Aim of the exercise:
Which lines hold the word "index"? Show each of them.

Data segment:
-*-*-

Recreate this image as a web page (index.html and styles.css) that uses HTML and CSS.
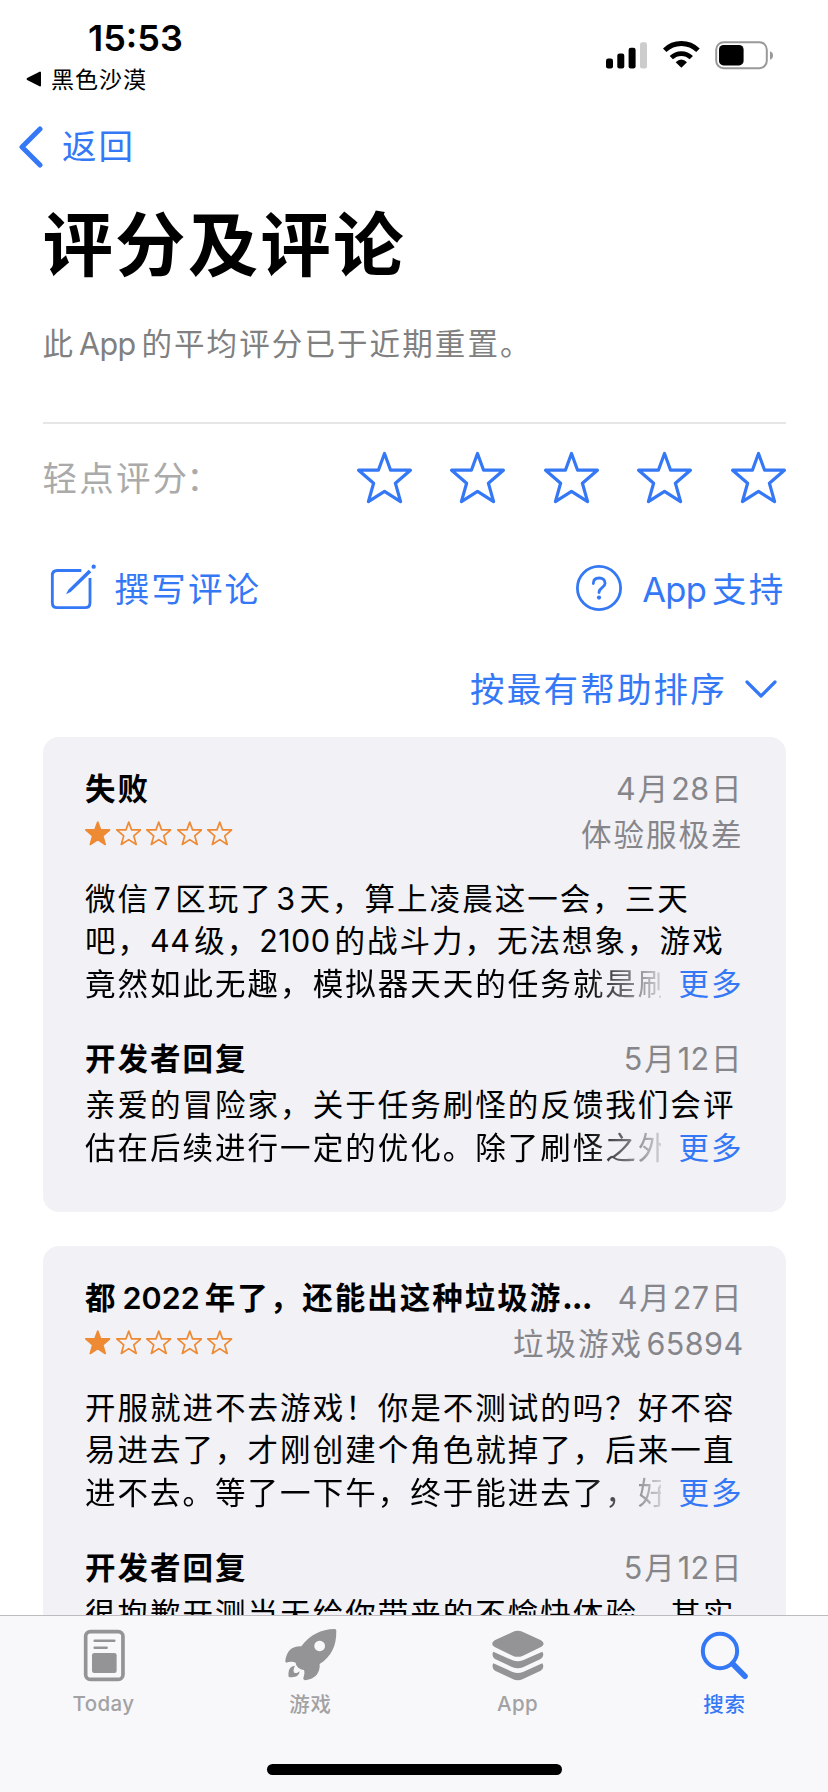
FILE: index.html
```html
<!DOCTYPE html>
<html lang="zh-CN">
<head>
<meta charset="utf-8">
<title>评分及评论</title>
<link rel="stylesheet" href="styles.css">
</head>
<body>
<svg class="defs" aria-hidden="true">
  <symbol id="star" viewBox="0 0 55 54"><path d="M27.5 2.5 33.6 19.2H53.4L38.4 32.3 43.6 50.6 27.5 40.3 11.4 50.6 16.6 32.3 1.6 19.2H21.4Z" stroke="currentColor" stroke-linejoin="round"/></symbol>
</svg>
<div class="screen">
  <header class="status">
    <div class="status-left">
      <div class="time">15:53</div>
      <div class="crumb"><svg class="crumb-arrow" viewBox="0 0 16 16"><path d="M14 1.6v12.8L1.6 8z" fill="#000" stroke="#000" stroke-width="2" stroke-linejoin="round"/></svg><span>黑色沙漠</span></div>
    </div>
    <div class="status-right">
      <svg class="signal" viewBox="0 0 42 28"><rect x="0" y="16.5" width="7" height="10" rx="2.2"/><rect x="11.3" y="11.5" width="7" height="15" rx="2.2"/><rect x="22.6" y="5.7" width="7" height="20.8" rx="2.2"/><rect x="34" y="0.3" width="7" height="26.2" rx="2.2" fill="#ccc"/></svg>
      <svg class="wifi" viewBox="744 124 111 82"><path d="M749 153A72 72 0 0 1 849 153" fill="none" stroke="#000" stroke-width="15" transform="translate(0 -1)"/><path d="M769 175A43 43 0 0 1 829 175" fill="none" stroke="#000" stroke-width="14" transform="translate(0 -1)"/><path d="M799 204 782 188Q799 171 816 188Z"/></svg>
      <svg class="battery" viewBox="0 0 60 29"><rect x="1.2" y="1.2" width="50.6" height="26" rx="7.5" fill="none" stroke="#999" stroke-width="2"/><rect x="4" y="4" width="24.6" height="20.4" rx="4.5"/><path d="M55 10.3q3 1 3 4.2t-3 4.2z" fill="#999"/></svg>
    </div>
  </header>

  <nav class="nav"><svg class="back" viewBox="0 0 24 42"><path d="M21 3 3 21 21 39" fill="none" stroke="currentColor" stroke-width="5" stroke-linecap="round" stroke-linejoin="round"/></svg><span>返回</span></nav>

  <main class="page">
    <h1 class="title">评分及评论</h1>
    <p class="subtitle">此<span class="lat word">App</span>的平均评分已于近期重置。</p>
    <hr class="rule">
    <section class="rate">
      <span class="rate-label">轻点评分<span class="colon">：</span></span>
      <div class="rate-stars"><svg><use href="#star"/></svg><svg><use href="#star"/></svg><svg><use href="#star"/></svg><svg><use href="#star"/></svg><svg><use href="#star"/></svg></div>
    </section>
    <section class="actions">
      <a class="action"><svg class="compose" viewBox="150 788 141 141"><path d="M244 810.500H172Q157 810.500 157 825.500V907Q157 922 172 922H255Q270 922 270 907V833" fill="none" stroke="currentColor" stroke-width="8.500"/><path d="M266 808 274 816 212 875 198 882 205 868Z" fill="currentColor"/><circle cx="281" cy="799" r="6.500" fill="currentColor"/></svg><span>撰写评论</span></a>
      <a class="action support"><svg class="help" viewBox="0 0 46 46"><circle cx="23" cy="23" r="21.600" fill="none" stroke="currentColor" stroke-width="2.800"/><path d="M17.300 18.500C17.300 15 19.700 13 23.200 13 26.700 13 29.100 15 29.100 18.200 29.100 22.800 23 22.500 23 27.500" fill="none" stroke="currentColor" stroke-width="2.800" stroke-linecap="round"/><circle cx="23" cy="32.600" r="2.100" fill="currentColor"/></svg><span><span class="lat word first">App</span>支持</span></a>
    </section>
    <div class="sort"><span>按最有帮助排序</span><svg class="down" viewBox="0 0 32 18"><path d="M2 2 16 16 30 2" fill="none" stroke="currentColor" stroke-width="3.200" stroke-linecap="round" stroke-linejoin="round"/></svg></div>

    <article class="card">
      <div class="row head"><h2 class="name">失败</h2><span class="meta date"><span class="lat">4</span>月<span class="lat">28</span>日</span></div>
      <div class="row sub"><div class="stars"><svg class="on"><use href="#star"/></svg><svg><use href="#star"/></svg><svg><use href="#star"/></svg><svg><use href="#star"/></svg><svg><use href="#star"/></svg></div><span class="meta">体验服极差</span></div>
      <div class="text">
        <div class="line">微信<span class="lat">7</span>区玩了<span class="lat">3</span>天，算上凌晨这一会，三天</div>
        <div class="line">吧，<span class="lat first">44</span>级，<span class="lat first">2100</span>的战斗力，无法想象，游戏</div>
        <div class="line last"><span class="fade">竟然如此无趣，模拟器天天的任务就是刷</span><a class="more">更多</a></div>
      </div>
      <div class="row reply"><h3 class="name">开发者回复</h3><span class="meta date"><span class="lat">5</span>月<span class="lat">12</span>日</span></div>
      <div class="text answer">
        <div class="line">亲爱的冒险家，关于任务刷怪的反馈我们会评</div>
        <div class="line last"><span class="fade">估在后续进行一定的优化。除了刷怪之外</span><a class="more">更多</a></div>
      </div>
    </article>

    <article class="card">
      <div class="row head"><h2 class="name">都<span class="lat">2022</span>年了，还能出这种垃圾游<span class="dots">...</span></h2><span class="meta date"><span class="lat">4</span>月<span class="lat">27</span>日</span></div>
      <div class="row sub"><div class="stars"><svg class="on"><use href="#star"/></svg><svg><use href="#star"/></svg><svg><use href="#star"/></svg><svg><use href="#star"/></svg><svg><use href="#star"/></svg></div><span class="meta">垃圾游戏<span class="lat end">65894</span></span></div>
      <div class="text">
        <div class="line">开服就进不去游戏！你是不测试的吗？好不容</div>
        <div class="line">易进去了，才刚创建个角色就掉了，后来一直</div>
        <div class="line last"><span class="fade">进不去。等了一下午，终于能进去了，好</span><a class="more">更多</a></div>
      </div>
      <div class="row reply"><h3 class="name">开发者回复</h3><span class="meta date"><span class="lat">5</span>月<span class="lat">12</span>日</span></div>
      <div class="text answer">
        <div class="line">很抱歉开测当天给你带来的不愉快体验，其实</div>
      </div>
    </article>
  </main>

  <footer class="tabbar">
    <div class="tabs">
      <a class="tab"><svg viewBox="228 84 160 165"><rect x="254" y="95" width="112" height="143" rx="14" fill="none" stroke="currentColor" stroke-width="11"/><path d="M281 122.500H340M281 143H317" stroke="currentColor" stroke-width="7.500" stroke-linecap="round"/><rect x="273" y="159" width="74" height="60" rx="7" fill="currentColor"/></svg><span class="tab-label en">Today</span></a>
      <a class="tab"><svg viewBox="851 84 160 165"><path fill="currentColor" fill-rule="evenodd" d="M1003 87Q1008 87 1008 92C1009 137 993 170 958 192C960 218 946 237 914 241Q908 240 909 234C913 222 913 216 911 210C898 209 887 199 886 188C875 183 866 187 858 188Q854 187 855 181C860 152 874 138 903 139C929 104 962 88 1003 87ZM958 122a16 16 0 1 0 .1 0Z"/><path fill="currentColor" d="M884 197C868 199 863 210 865 231C884 234 896 229 898 214C893 218 889 220 884 219C879 217 878 209 884 197Z"/></svg><span class="tab-label">游戏</span></a>
      <a class="tab"><svg viewBox="230 84 160 165"><g fill="currentColor"><path d="M295 96Q310 89 326 96L380 121Q396 131 380 141L326 167Q310 174 295 167L241 141Q226 131 241 121Z"/><path d="M237 155 295 181Q310 187 326 181L384 155Q392 168 379 177L326 202Q310 208 295 202L242 177Q230 168 237 155Z"/><path d="M237 190 295 216Q310 222 326 216L384 190Q392 203 379 212L326 237Q310 244 295 237L242 212Q230 203 237 190Z"/></g></svg><span class="tab-label en">App</span></a>
      <a class="tab active"><svg viewBox="851 84 160 165"><circle cx="917" cy="153" r="51.500" fill="none" stroke="currentColor" stroke-width="12"/><path d="M955 191 992 229" stroke="currentColor" stroke-width="17" stroke-linecap="round"/></svg><span class="tab-label">搜索</span></a>
    </div>
    <div class="home"></div>
  </footer>
</div>
</body>
</html>
```
FILE: styles.css
```css
* { box-sizing: border-box; }

body {
  margin: 0;
  background: #fff;
  color: #000;
  font-family: "Noto Sans CJK SC", sans-serif;
}

h1, h2, h3, p { margin: 0; font-weight: 700; }
p { font-weight: 400; }

.defs { position: absolute; width: 0; height: 0; }

.screen {
  display: flex;
  flex-direction: column;
  width: 828px;
  height: 1792px;
  overflow: hidden;
  white-space: nowrap;
}

.lat {
  font-family: Inter, sans-serif;
  line-height: 0;
  letter-spacing: 0.4px;
  margin: 0 4px 0 3.5px;
}
.lat.word { letter-spacing: -0.7px; margin: 0 6px 0 4px; }
.lat.first { margin-left: 0; }
.lat.end { margin-right: 0; }
.date .lat { margin: 0 1.5px 0 1px; }
.name .lat { letter-spacing: 0; margin: 0 5px; font-weight: 600; }
.dots { letter-spacing: 0; }

/* status bar */
.status {
  flex: none;
  display: flex;
  justify-content: space-between;
  height: 96px;
  padding: 17px 54px 0 26px;
}
.time {
  height: 43px;
  padding-left: 62px;
  font: 600 36px/43px Inter, sans-serif;
}
.crumb {
  display: flex;
  align-items: center;
  gap: 9px;
  height: 36px;
  font-size: 23px;
  line-height: 36px;
  letter-spacing: 1px;
}
.crumb-arrow { width: 16px; height: 16px; margin-top: 2px; }
.status-right {
  display: flex;
  align-items: flex-start;
  padding-top: 24px;
}
.signal { width: 42px; height: 28px; margin: 1px 15px 0 0; }
.wifi { width: 37px; height: 27.3px; margin: 0 15px 0 0; }
.battery { width: 60px; height: 29px; margin: -0.5px -1px 0 0; }

/* navigation */
.nav {
  flex: none;
  display: flex;
  align-items: center;
  gap: 19px;
  height: 50px;
  margin-top: 24px;
  padding-left: 19px;
  color: #3478f6;
  font-size: 34.5px;
  line-height: 48px;
  letter-spacing: 2px;
}
.nav span { margin-top: -2px; }
.back { width: 24px; height: 42px; margin-top: 3px; }

/* page */
.page {
  flex: 1;
  min-height: 0;
  overflow: hidden;
  padding: 20px 42.5px 0;
}
.title {
  height: 100px;
  font-size: 70.5px;
  line-height: 100px;
  letter-spacing: 2.1px;
}
.subtitle {
  height: 44px;
  margin-top: 31px;
  color: #808080;
  font-size: 30.5px;
  line-height: 43px;
  letter-spacing: 2.1px;
}
.rule {
  height: 2px;
  margin: 57px 0 0;
  border: 0;
  background: #e6e6e6;
}
.rate {
  display: flex;
  align-items: center;
  justify-content: space-between;
  height: 54px;
  margin-top: 26px;
}
.rate-label {
  margin-top: -3px;
  color: #aaa;
  font-size: 34.5px;
  line-height: 54px;
  letter-spacing: 2.2px;
}
.colon { margin-left: -3px; }
.rate-stars { display: flex; gap: 38.4px; color: #3478f6; }
.rate-stars svg { width: 55px; height: 54px; fill: none; stroke-width: 3.2; margin-top: 2px; }

.actions {
  display: flex;
  align-items: center;
  justify-content: space-between;
  height: 50px;
  margin-top: 59px;
}
.action {
  display: flex;
  align-items: center;
  color: #3478f6;
  font-size: 34.5px;
  line-height: 48px;
  letter-spacing: 2.2px;
}
.action > span { margin-top: -3px; }
.compose { width: 47px; height: 47px; margin: -4px 18px 0 7px; }
.help { width: 46px; height: 46px; margin-right: 20px; }

.sort {
  display: flex;
  align-items: center;
  justify-content: flex-end;
  gap: 18px;
  height: 44px;
  margin-top: 53px;
  padding-right: 8.5px;
  color: #3478f6;
  font-size: 34.5px;
  line-height: 44px;
  letter-spacing: 2.2px;
}
.sort span { margin-top: -2px; }
.down { width: 32px; height: 18px; margin-top: 2px; }

/* review cards */
.card {
  height: 475px;
  margin-top: 27px;
  padding: 28px 42px 0 42.5px;
  border-radius: 16px;
  background: #f1f1f6;
  font-size: 30.5px;
  letter-spacing: 2.02px;
}
.card + .card { margin-top: 34px; }
.row {
  display: flex;
  align-items: center;
  justify-content: space-between;
  height: 44px;
  line-height: 44px;
}
.name { font-size: 30.5px; }
.meta { color: #86868a; }
.sub { margin-top: 2px; }
.stars { display: flex; gap: 5px; color: #ee8a33; }
.stars svg { width: 25.5px; height: 25px; fill: none; stroke-width: 3.6; }
.stars .on { fill: currentColor; }
.text { margin-top: 20.5px; line-height: 42.5px; }
.line { height: 42.5px; }
.last { display: flex; justify-content: space-between; }
.fade {
  width: 576px;
  overflow: hidden;
  -webkit-mask-image: linear-gradient(to right, #000 500px, transparent 588px);
  mask-image: linear-gradient(to right, #000 500px, transparent 588px);
}
.more { color: #3478f6; }
.reply { margin-top: 32px; }
.answer { margin-top: 3px; }

/* tab bar */
.tabbar {
  flex: none;
  display: flex;
  flex-direction: column;
  align-items: center;
  justify-content: space-between;
  height: 177px;
  padding-bottom: 17px;
  border-top: 1px solid #bcbcc0;
  background: #f8f8fa;
}
.tabs { display: grid; grid-template-columns: repeat(4, 207px); }
.tab {
  display: flex;
  flex-direction: column;
  align-items: center;
  padding-top: 12px;
  color: #949496;
}
.tab svg { width: 53.3px; height: 55px; }
.tab-label {
  height: 36px;
  margin-top: 2px;
  font-size: 20.5px;
  font-weight: 500;
  line-height: 36px;
  letter-spacing: 0.8px;
  color: #a2a2a4;
}
.tab-label.en { margin-top: 3px; font-family: Inter, sans-serif; letter-spacing: 0.4px; }
.tab.active, .active .tab-label { color: #3478f6; }
.home { width: 295px; height: 11px; border-radius: 6px; background: #000; }
```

-*-*-

Response to this task:
Recreate this image as a web page (index.html and styles.css) that uses HTML and CSS.
FILE: index.html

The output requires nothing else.